The U.S. Securities and Exchange Commission [the SEC] is a government agency responsible for regulating the U.S. securities markets. Its stated mission involves protecting investors, maintaining orderly and efficient markets, and facilitating capital formation.  The SEC administers the Securities Act of 1933, the Securities Exchange Act of 1934, and other legislation concerning the sale and trading of securities.

The primary mission of the SEC is to protect investors and maintain the integrity of the securities markets. SEC rules require that all investors have access to certain basic facts about an investment. The SEC requires public companies to disclose meaningful financial and other information to the public. This provides a common pool of knowledge for all investors to use to judge if a company's securities are a good investment. (It also provides useful information to trade creditors considering whether or not to extend credit to a particular company).

The SEC protects investors and the public by requiring full disclosure of financial information by companies offering securities for sale. Companies offering securities for sale to the public must tell the truth about their business, the securities they are selling, financial performance and the risks involved in investing in the company' stock.  SEC rules prohibit misrepresentation, deceit or other fraud in the sale of securities.

The legislation creating the SEC made it a requirement that publicly traded companies comply with what is now called GAAP accounting rules.

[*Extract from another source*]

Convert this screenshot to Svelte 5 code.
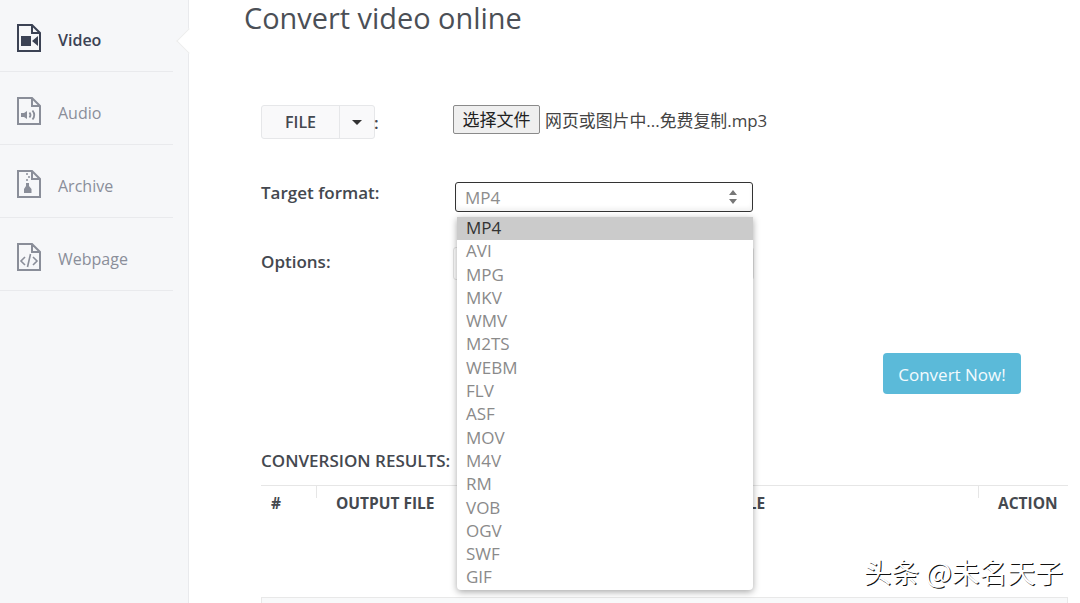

Publicly traded companies are required to report financial results quarterly, and report special events more quickly Documents that publicly held companies are required to file with the SEC include:

  • Registration statements for newly-offered securities; 
  • Annual and quarterly filings (Forms 10-K and 10-Q); 
  • Proxy materials sent to shareholders before an annual meeting; 
  • Annual reports to shareholders; 
  • Documents concerning tender offers (a tender offer is an offer to buy a large number of shares of a corporation, usually at a premium above the current market price); and 
  • Filings related to mergers and acquisitions.